THE TASK
Write the lines out exactly as they stand, from the one containing "Clone this screenshot" through the one containing "const buttons = ['download", and only those. Omit pictures.

MATERIAL SHOWN
------------
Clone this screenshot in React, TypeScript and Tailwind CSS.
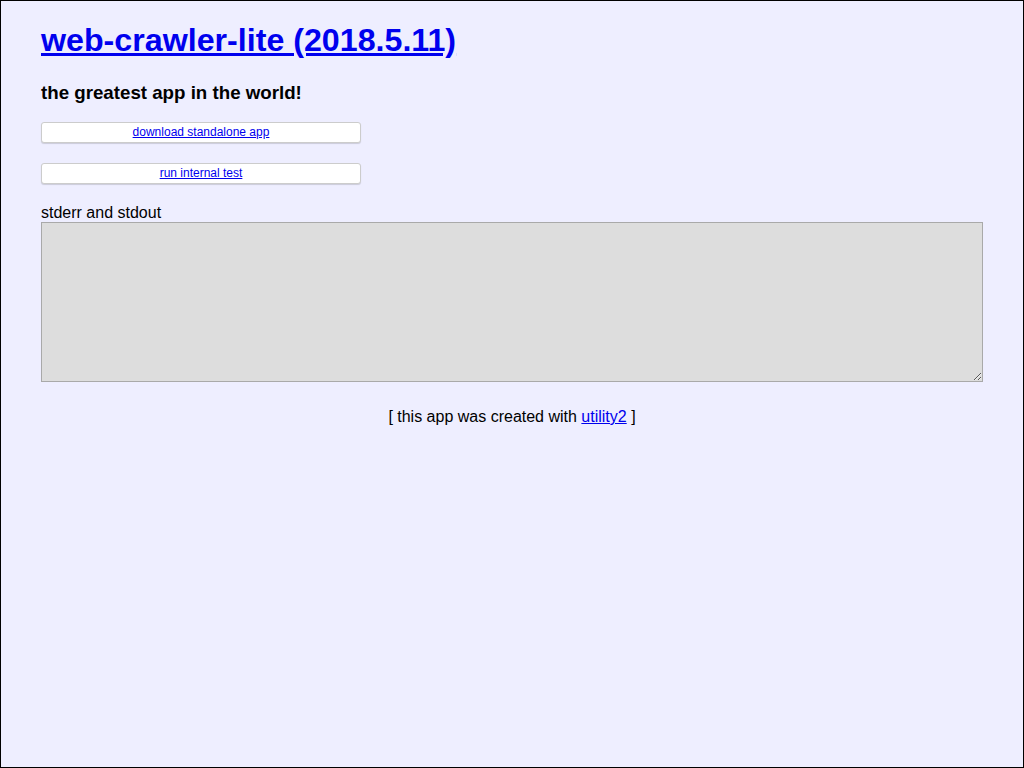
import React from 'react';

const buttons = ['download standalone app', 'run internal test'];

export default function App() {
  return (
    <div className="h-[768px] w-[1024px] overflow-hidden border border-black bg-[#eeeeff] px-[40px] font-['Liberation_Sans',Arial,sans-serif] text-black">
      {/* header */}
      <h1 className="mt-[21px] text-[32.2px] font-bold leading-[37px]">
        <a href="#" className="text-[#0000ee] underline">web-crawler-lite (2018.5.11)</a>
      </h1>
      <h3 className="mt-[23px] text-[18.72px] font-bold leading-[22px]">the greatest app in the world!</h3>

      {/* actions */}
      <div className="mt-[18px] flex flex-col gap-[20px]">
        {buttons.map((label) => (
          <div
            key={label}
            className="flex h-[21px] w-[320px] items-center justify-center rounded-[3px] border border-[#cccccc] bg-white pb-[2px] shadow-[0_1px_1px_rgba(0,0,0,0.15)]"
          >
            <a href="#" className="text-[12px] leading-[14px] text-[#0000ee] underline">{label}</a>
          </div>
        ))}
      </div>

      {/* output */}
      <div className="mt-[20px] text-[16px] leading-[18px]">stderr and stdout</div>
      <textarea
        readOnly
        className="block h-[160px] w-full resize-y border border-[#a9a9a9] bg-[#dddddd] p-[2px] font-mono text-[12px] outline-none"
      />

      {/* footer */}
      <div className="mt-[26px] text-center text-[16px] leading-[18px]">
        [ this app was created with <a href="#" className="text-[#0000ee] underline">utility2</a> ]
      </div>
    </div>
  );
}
------------
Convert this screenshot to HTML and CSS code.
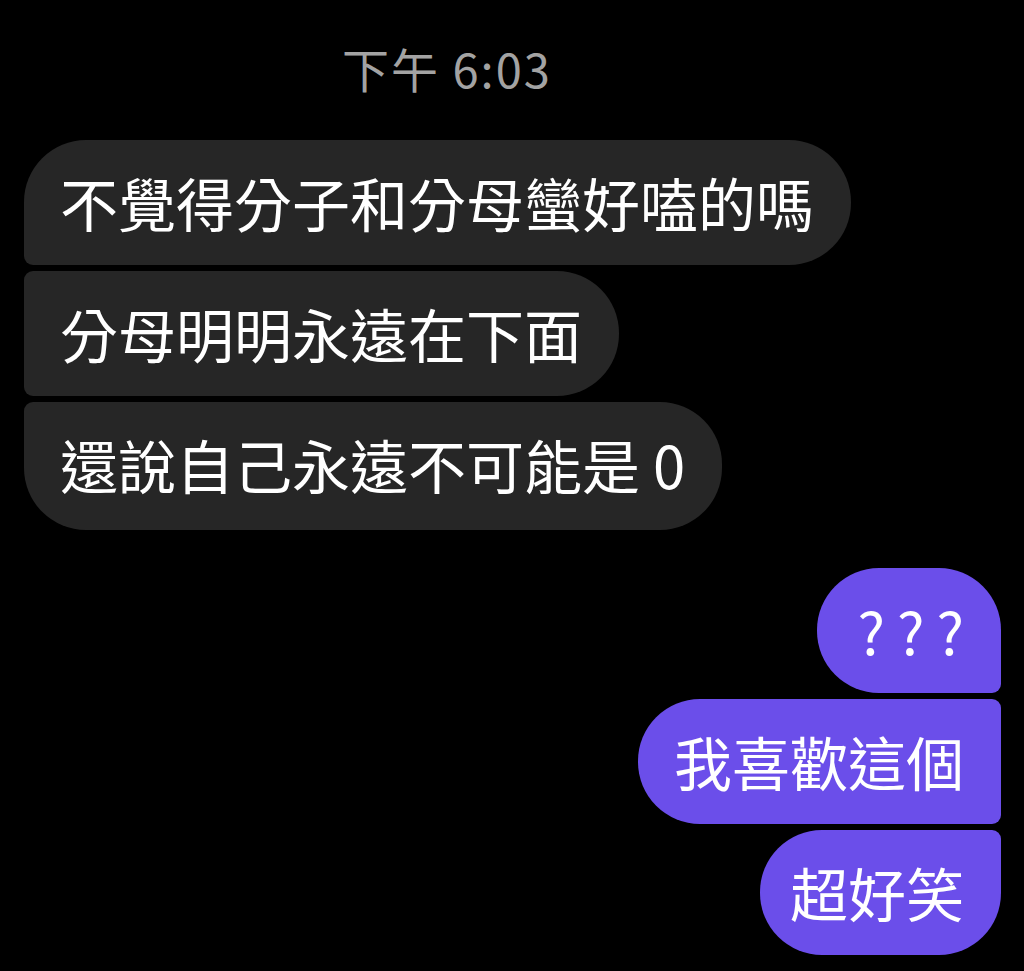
------------
EXERCISE ANSWER
Clone this screenshot in React, TypeScript and Tailwind CSS.
import React from 'react';

const buttons = ['download standalone app', 'run internal test'];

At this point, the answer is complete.